Was sicher aber auch interessant ist, sind die Rollen und Positionen des Ober- oder Zahlkellners, der Sitzkassiererin und des eigentlich unverzichtbaren Piccolo. Die werden in diesem Band ebenso vorgestellt wie die Gäste über die Jahrzehnte und die Innenarchitekturen im Wandel der Zeiten.

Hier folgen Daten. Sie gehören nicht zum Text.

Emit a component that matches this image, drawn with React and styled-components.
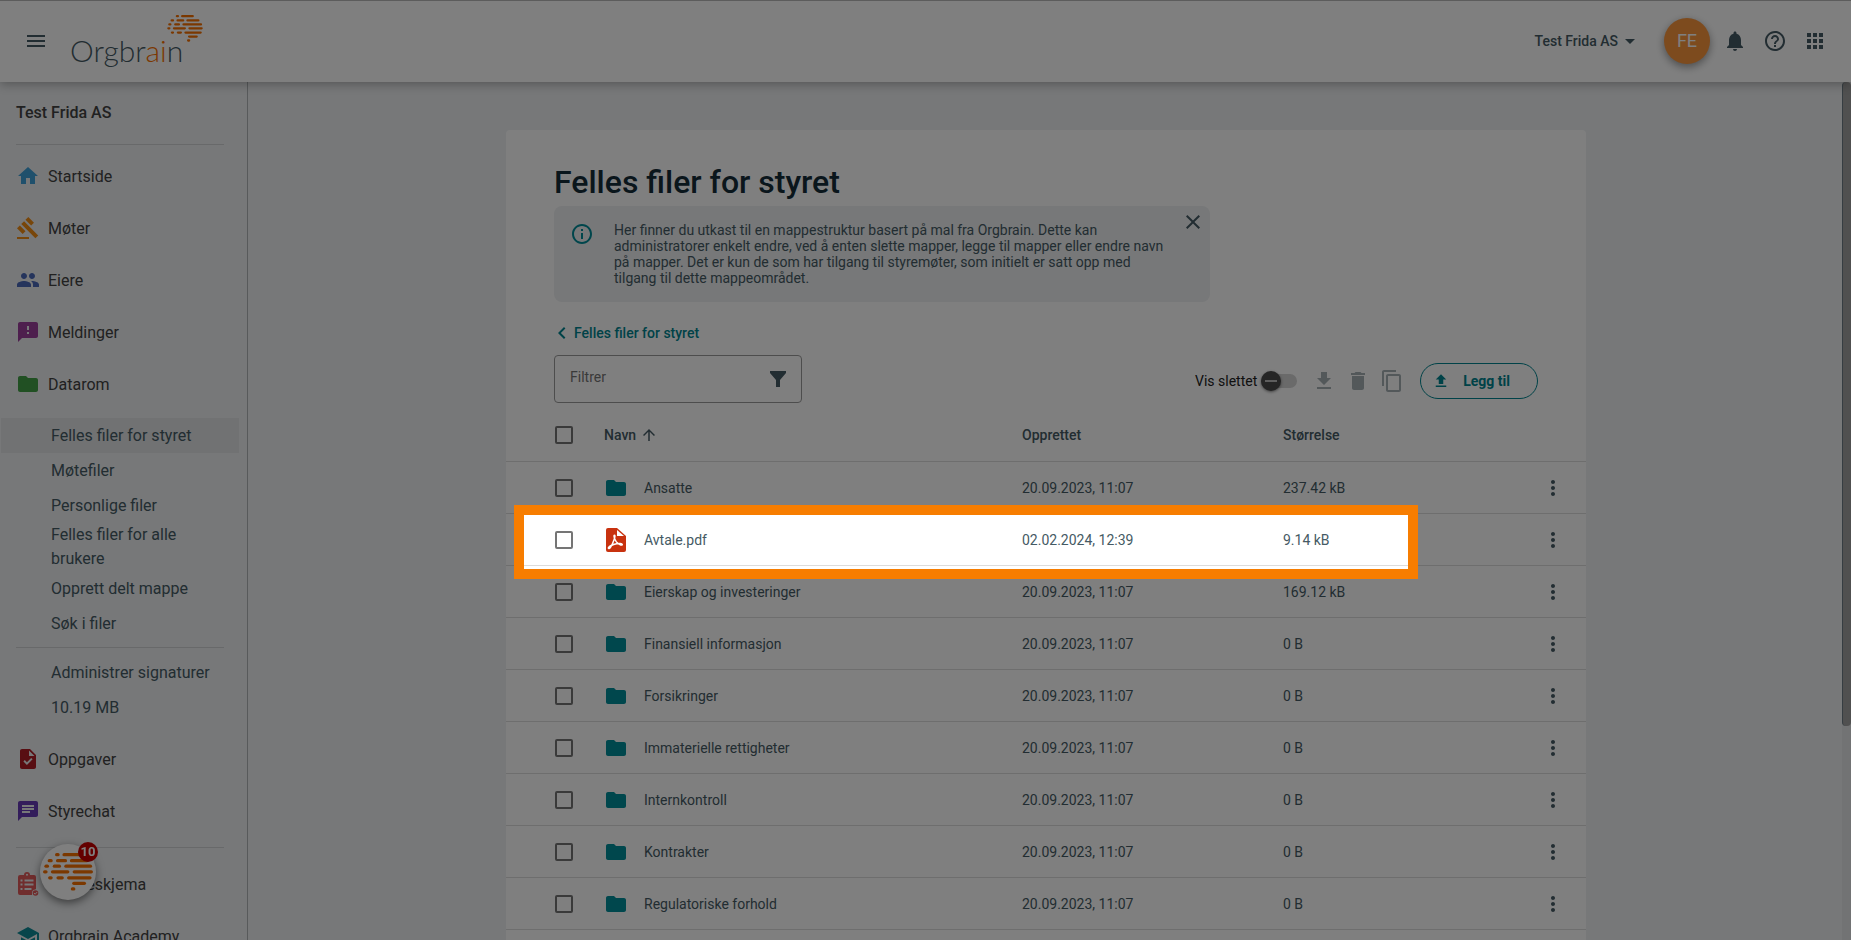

So weit, so gut. Kommen wir aber zur Kritik, an der leider nicht gespart werden kann. Was nämlich beiden hier vorgestellten Büchern gänzlich fehlt, sind a. eine logische Anordnung oder Kapitel-Einteilung, b. eine Chronologie und c. ein Namens- oder Straßen-Index. Zudem sind die Bild-Kommentare viel zu oft nur beliebig, austauschbar, einfallslos oder mitunter gar falsch. Da werden am Ende des Kaffeehaus-Bandes z.B. auf S. 95 zwei Fotos mit den Zeilen: "Im Café Weidinger, 1972: Ober mit Tablett" - und "Innenansichten im Kaffeehaus Weidinger : Schachspieler" - gezeigt. Ja ich bitte schön, daß der Ober ein Tablett trägt, hätte wohl jeder Depp selbst gesehen. und die angeblichen Schachspieler halten ganz eindeutig Spielkarten in den Händen. Vielleicht schnapsen oder tarocken sie, aber gewiß spielen sie nicht Schach.
Bei einer Nach-Auflage sollte daran gearbeitet werden, wären doch die Fotos diese Mühe allemal wert.